As everyone in the copyright law community knows by now, Harvard Law School Professor Charles Nesson, and a team of HLS students, are defending Joel Tenenbaum in an RIAA action. Nesson’s primary argument is that the copyright statute’s statutory (aka punitive) damages of as much as $150,000 per infringement is unconstitutional, least as applied to Tenenbaum who downloaded seven songs for personal use, not profit. Over $1 million in damages ($150,000 x 7) seems a bit much for such a violation, and Nesson argues that punitive damages of this magnitiude are unconstitutional.

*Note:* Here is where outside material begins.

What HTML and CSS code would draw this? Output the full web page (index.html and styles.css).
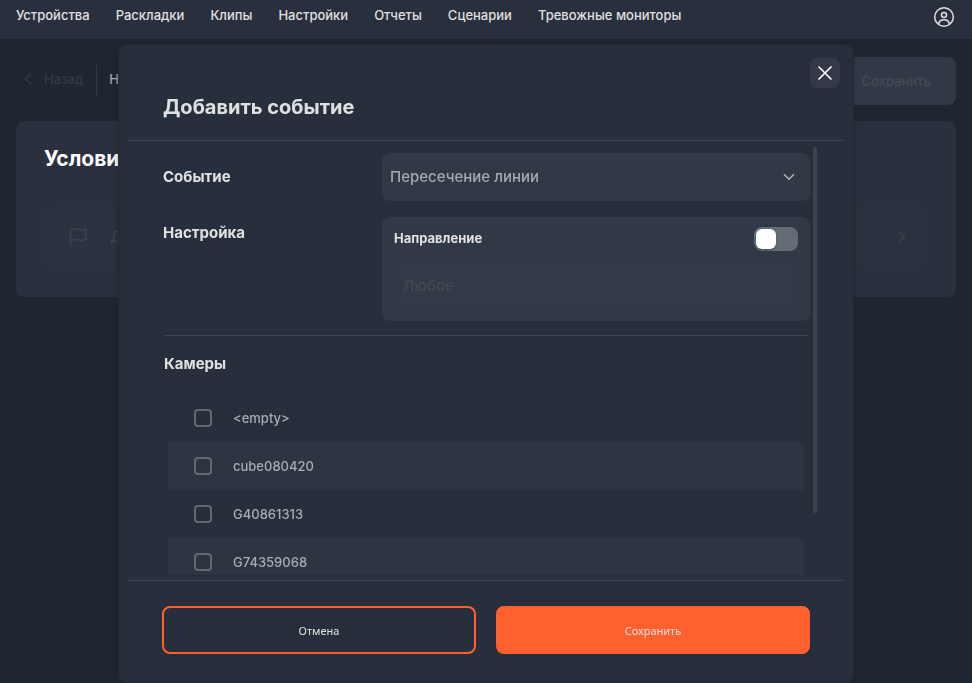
FILE: index.html
```html
<!DOCTYPE html>
<html lang="ru">
<head>
<meta charset="utf-8">
<meta name="viewport" content="width=device-width, initial-scale=1">
<title>Добавить событие</title>
<link rel="stylesheet" href="styles.css">
</head>
<body>
<header class="topbar">
  <nav class="nav">
    <a href="#">Устройства</a>
    <a href="#">Раскладки</a>
    <a href="#">Клипы</a>
    <a href="#">Настройки</a>
    <a href="#">Отчеты</a>
    <a href="#">Сценарии</a>
    <a href="#">Тревожные мониторы</a>
  </nav>
  <button class="profile" type="button" aria-label="Профиль">
    <svg width="22" height="22" viewBox="0 0 22 22" fill="none" stroke="currentColor" stroke-width="1.5">
      <circle cx="11" cy="11" r="9.3"/>
      <circle cx="11" cy="9" r="2.5"/>
      <path d="M5.6 18.4c.3-3 2.500-4.600 5.400-4.600s5.100 1.600 5.400 4.600"/>
    </svg>
  </button>
</header>

<main class="page">
  <div class="toolbar">
    <a class="back" href="#">
      <svg width="8" height="12" viewBox="0 0 8 12" fill="none" stroke="currentColor" stroke-width="1.5"><path d="M7 .8 1.500 6 7 11.200"/></svg>
      Назад
    </a>
    <span class="crumb">Н</span>
    <button class="save-page" type="button" disabled>Сохранить</button>
  </div>
  <section class="card">
    <h2>Услови</h2>
    <div class="condition">
      <span class="flag">
        <svg width="18" height="20" viewBox="0 0 18 20" fill="none" stroke="currentColor" stroke-width="1.5"><path d="M1.500 19V2.500C6 .2 9.500 4.300 16.800 2v10.500C10 15 6 10.500 1.500 13.500"/></svg>
      </span>
      <span class="condition-name">Д</span>
      <svg class="next" width="8" height="12" viewBox="0 0 8 12" fill="none" stroke="currentColor" stroke-width="1.5"><path d="M1 .8 6.500 6 1 11.200"/></svg>
    </div>
  </section>
</main>

<div class="modal" role="dialog" aria-modal="true" aria-labelledby="modal-title">
  <button class="close" type="button" aria-label="Закрыть">
    <svg width="16" height="16" viewBox="0 0 16 16" fill="none" stroke="currentColor" stroke-width="1.600"><path d="M1.500 1.500l13 13M14.500 1.500l-13 13"/></svg>
  </button>
  <h1 class="modal-title" id="modal-title">Добавить событие</h1>
  <div class="modal-body">
    <div class="field">
      <label for="event">Событие</label>
      <div class="select">
        <select id="event"><option>Пересечение линии</option></select>
        <svg width="12" height="8" viewBox="0 0 12 8" fill="none" stroke="currentColor" stroke-width="1.500"><path d="M1 1.200l5 5 5-5"/></svg>
      </div>
    </div>
    <div class="field">
      <span class="field-name">Настройка</span>
      <div class="panel">
        <div class="panel-head">
          <label for="direction">Направление</label>
          <input class="switch" id="direction" type="checkbox" role="switch">
        </div>
        <input class="direction-value" type="text" value="Любое" aria-label="Значение направления" disabled>
      </div>
    </div>
    <section class="cameras">
      <h3>Камеры</h3>
      <ul>
        <li><label><input type="checkbox">&lt;empty&gt;</label></li>
        <li><label><input type="checkbox">cube080420</label></li>
        <li><label><input type="checkbox">G40861313</label></li>
        <li><label><input type="checkbox">G74359068</label></li>
      </ul>
    </section>
    <span class="thumb"></span>
  </div>
  <div class="modal-actions">
    <button class="cancel" type="button">Отмена</button>
    <button class="save" type="button">Сохранить</button>
  </div>
</div>
</body>
</html>
```
FILE: styles.css
```css
* { box-sizing: border-box; }

body {
  margin: 0;
  min-height: 100vh;
  overflow: hidden;
  background: #1f2632;
  color: #e0e0e0;
  font: 500 13px/16px Inter, "Noto Sans", sans-serif;
}

button, input, select { font: inherit; color: inherit; }
a { color: inherit; text-decoration: none; }
h1, h2, h3, ul { margin: 0; padding: 0; }
svg { display: block; flex: none; }

.topbar {
  display: flex;
  justify-content: space-between;
  height: 39px;
  padding: 6px 17px 6px 16px;
  background: #292f3c;
}
.nav { display: flex; gap: 26px; padding-top: 1px; white-space: nowrap; }
.profile { height: 22px; padding: 0; border: 0; background: none; }

.page { padding: 18px 16px; }
.toolbar { display: flex; align-items: center; height: 48px; margin-bottom: 16px; }
.back {
  display: flex;
  align-items: center;
  gap: 12px;
  height: 32px;
  padding: 0 13px 4px 8px;
  border-right: 1px solid #343a47;
  color: #343a47;
}
.crumb { padding: 0 0 4px 12px; color: #a3a6ac; }
.save-page {
  width: 184px;
  height: 48px;
  margin-left: auto;
  padding: 0 25px;
  border: 0;
  border-radius: 8px;
  background: #323946;
  color: #444a57;
  text-align: right;
}
.card { padding: 24px 28px; border-radius: 8px; background: #2a303d; }
.card h2 { color: #fff; font-size: 21px; line-height: 28px; font-weight: 700; }
.condition {
  display: flex;
  align-items: center;
  height: 64px;
  margin: 32px 0 4px;
  padding: 0 22px 0 14px;
  border-radius: 8px;
  background: #2b313e;
  color: #3d434f;
  font-size: 15px;
}
.flag {
  display: grid;
  place-items: center;
  width: 40px;
  height: 40px;
  margin-right: 12px;
  border-radius: 8px;
  background: #2c323f;
}
.next { margin-left: auto; }

.modal {
  position: fixed;
  top: 44px;
  bottom: 0;
  left: 0;
  right: 0;
  display: flex;
  flex-direction: column;
  max-width: 736px;
  margin: 0 auto;
  padding: 0 8px;
  border: 2px solid #252b38;
  border-radius: 8px;
  background: #282f3c;
  box-shadow: 0 0 4px rgba(20, 25, 35, .4);
}
.close {
  position: absolute;
  top: 12px;
  right: 12px;
  display: grid;
  place-items: center;
  width: 30px;
  height: 30px;
  padding: 0;
  border: 0;
  border-radius: 8px;
  background: #333946;
  color: #fff;
}
.modal-title {
  padding: 46px 35px 18px;
  border-bottom: 1px solid #3d434f;
  font-size: 20px;
  line-height: 30px;
  font-weight: 700;
}
.modal-body {
  position: relative;
  flex: 1;
  min-height: 0;
  overflow: hidden;
  margin-bottom: 5px;
  padding: 12px 34px 0 35px;
}
.thumb {
  position: absolute;
  top: 6px;
  right: 27px;
  width: 4px;
  height: 366px;
  border-radius: 2px;
  background: #3d434f;
}
.field {
  display: grid;
  grid-template-columns: 219px 1fr;
  align-items: start;
  margin-bottom: 16px;
  font-size: 15px;
  line-height: 24px;
}
.field > label { padding-top: 12px; font-weight: 700; }
.field-name { padding-top: 4px; font-weight: 700; }
.select { position: relative; }
.select select {
  appearance: none;
  display: block;
  width: 100%;
  height: 48px;
  padding: 0 40px 0 8px;
  border: 0;
  border-radius: 8px;
  background: #323946;
  color: #a6a9af;
}
.select svg { position: absolute; top: 20px; right: 15px; color: #b5b8bd; pointer-events: none; }
.panel { height: 104px; padding: 10px 12px; border-radius: 8px; background: #323946; }
.panel-head { display: flex; align-items: center; justify-content: space-between; height: 24px; font-size: 13px; font-weight: 700; }
.panel-head label { padding-bottom: 2px; }
.switch {
  appearance: none;
  width: 44px;
  height: 24px;
  margin: 0;
  padding: 2px;
  border-radius: 8px;
  background: #646b75;
}
.switch::before {
  content: "";
  display: block;
  width: 20px;
  height: 20px;
  border-radius: 6px;
  background: #fff;
  box-shadow: 0 1px 2px rgba(0, 0, 0, .3);
}
.direction-value {
  display: block;
  width: 100%;
  height: 48px;
  margin-top: 10px;
  padding: 0 9px;
  border: 0;
  border-radius: 8px;
  background: #333a47;
  color: #424954;
}
.cameras { margin: -2px 2px 0 1px; padding-top: 16px; border-top: 1px solid #3d434f; }
.cameras h3 { font-size: 15px; line-height: 24px; font-weight: 700; }
.cameras ul { margin: 18px 4px 0; list-style: none; }
.cameras label { display: flex; align-items: center; gap: 21px; height: 48px; padding: 0 26px; color: #a9acb1; }
.cameras li:nth-child(even) { background: #2e3542; }
.cameras input {
  appearance: none;
  width: 18px;
  height: 18px;
  margin: 0;
  border: 2px solid #636872;
  border-radius: 4px;
}
.modal-actions {
  display: grid;
  grid-template-columns: 1fr 1fr;
  gap: 20px;
  padding: 25px 34px 27px;
  border-top: 1px solid #3d434f;
  font: 400 11px/16px "Noto Sans", sans-serif;
}
.modal-actions button { height: 48px; padding: 2px 8px 0; border: 2px solid #ff602e; border-radius: 8px; }
.cancel { background: transparent; }
.save { background: #ff602e; }
```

Apart from the legal issue raised by Professor Nesson, this case has a great deal of humor in it, not the least of which is that Nesson and company are defending Joel Tenenbaum. This is kind of like picking on a little kid on the playground, who then shows up with The Hulk, who just happens to be his big brother and refuses to go away until he’s fought the bully to the death. Oh, and Nesson’s team is “immortal” for all practical purposes – I suspect there’s nothing that Nesson would like more than to take the constitutional challenge to the Court of Appeals and then the Supreme Court. I doubt that the RIAA ever expected this, but they can’t exactly back down at this point. I hope to write about this case it in more detail in a future post, and highlight some of the bizarre turns the case has taken with Nesson guiding Tenenbaum’s defense.
A great blog that is following this case in more detail than I could ever have thought possible is Ben Sheffner’s Copyrights and Campaigns.